Os reflexos da queima? Pessoas que defendem minorias, mas não vivem a transformação em si. Profissionais que desejam mudanças sem compreenderem a jornada e seus passos necessários. Pais que criam filhos e definem suas conduções e referências de vida, encima do que escutam ali, assistem na TV aqui, ou em um vídeo na internet acolá, caminhando a esmo e transgredindo suas próprias regras e ideais de vida, dada a chuva de informações rasas e contraditórias.

E acabamos nos sentindo sós, parte de um grupo gigantesco de gente que caminha tão confusa quanto nós.

E no amor? Este anda por aí, sendo iludido, na tentativa de copiar as telas que nos cercam e as fotos recauchutadas das redes sociais, ou aqueles amores eternos que perduram por um ano, ou pouco mais.

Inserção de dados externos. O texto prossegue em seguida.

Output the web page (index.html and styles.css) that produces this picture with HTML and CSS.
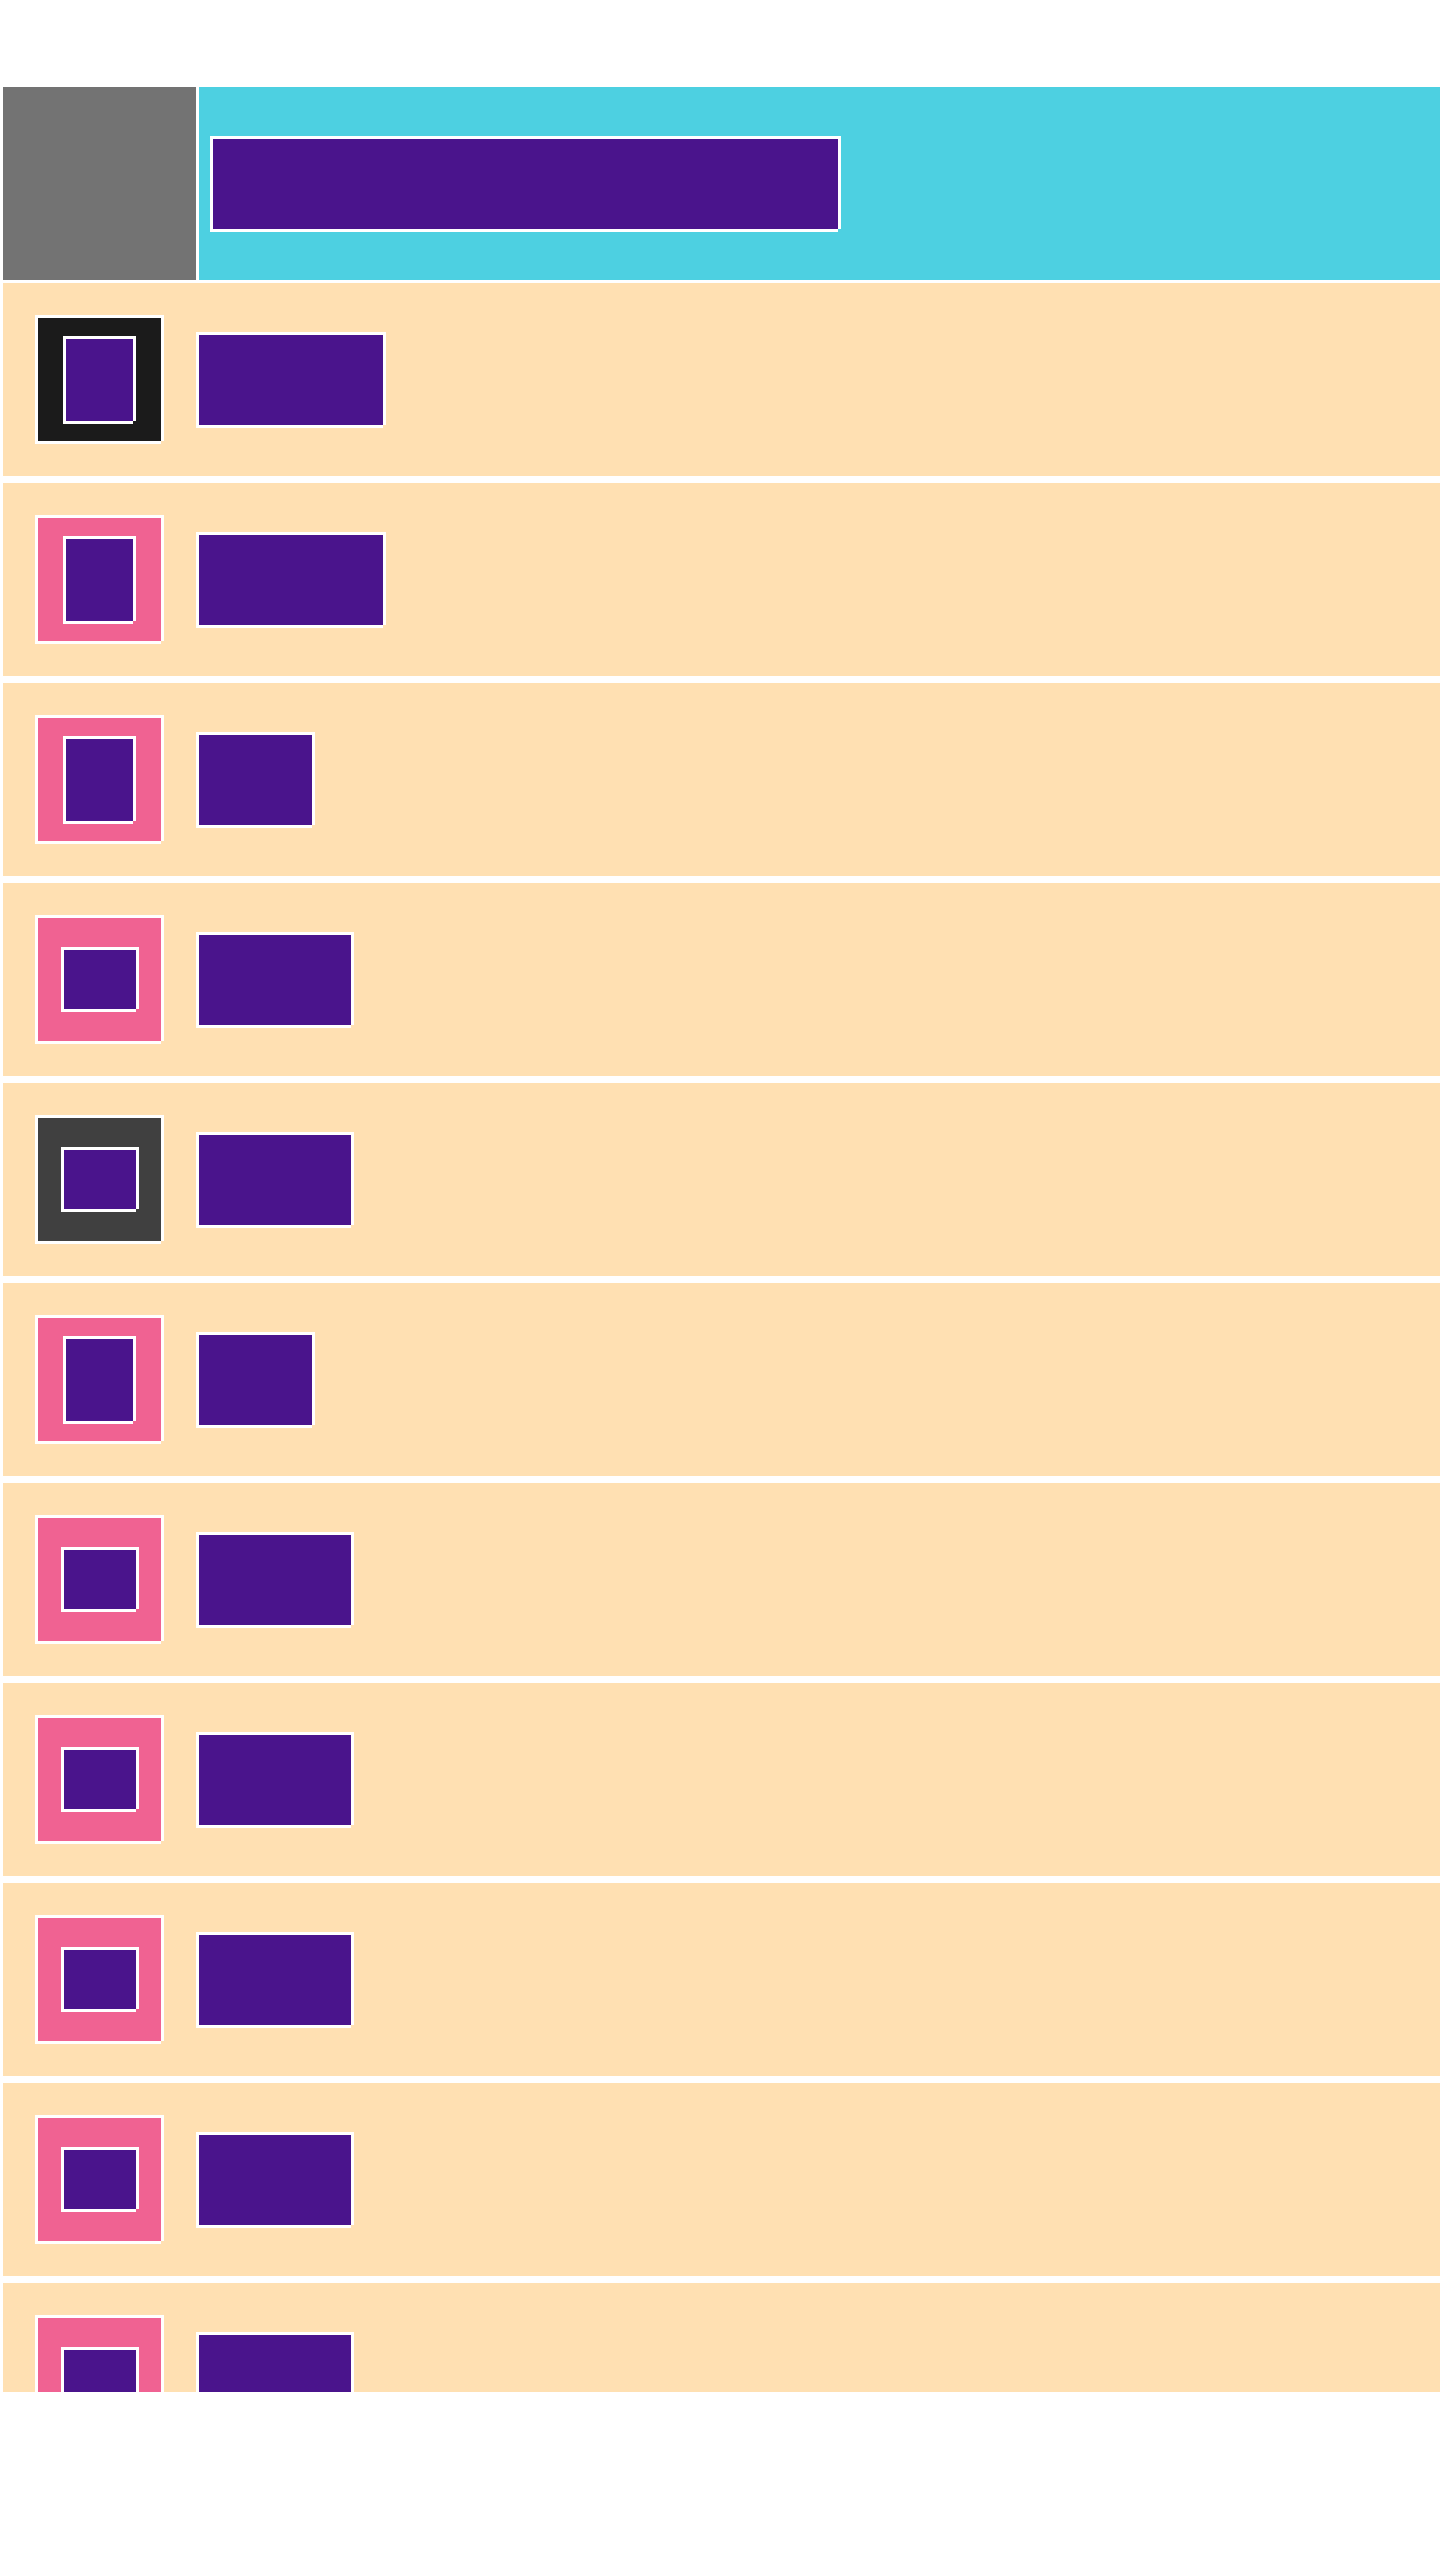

Tudo isso porque estamos queimando livros. Quando os trocamos pelo generalismo das poucas linhas e das opiniões formadas. E aí, não sabemos mais quem somos e do que realmente precisamos e queremos. Neste mundo moderno, no qual acreditamos viver a liberdade, me parece que nem opinião temos mais, muitas vezes. E aí, fica mais fácil fazer bonito e ser aceito usando jargões, frases prontas e moralismos, isento de essência, da presença da gente com opinião. Do indivíduo.

Que pena… O meu autor, esse que me levou para essa última viagem, vislumbrou a nossa prisão atual há quase setenta anos atrás. Essa que ainda nos prende ao comum e nos distância dos nossos sonhos e da nossa fé própria. Daquilo que somos autenticamente. E que às vezes já não sabemos mais onde se esconde. E isso está nos levando a adoecer.

Tem muito assunto para a gente falar e viver juntos. Tem muita história. E eu te juro que dá para viajar nelas naquele tempinho, naquelas “escapadinhas”, nas quais escolhemos tantas vezes pela vida dos outros, abrilhantadas nos editores de fotos, e pelos enlatados.

Ao contrário da angústia e da frustração dos “drops” eletrônicos, os livros trazem tranquilidade, prazer, e um mar de mundos e opções como tijolos para levantarmos o nosso próprio. Nos trazem a paz, em tempos de ansiedade, de crises de pânico, de falta de sono, de conhecimento, da falta de nós próprios.

E nada vem pronto em livros. Neles, você vai ter que descascar, cortar e cozinhar ao seu ponto. E o gosto do que é feito por nós e de nós, ah… esse sim, dá uma sensação de liberdade sem igual.

Afinal, estamos queimando livros, é o que parece… O que te parece?

A mim, parece que sim. E permanece só o desejo de que eles sobrevivam às novidades e lanches rápidos. Pois ainda sou uma adepta do bom vinho bebericado devagar, e do tempero do qual sinto o gosto e sei dizer do que é.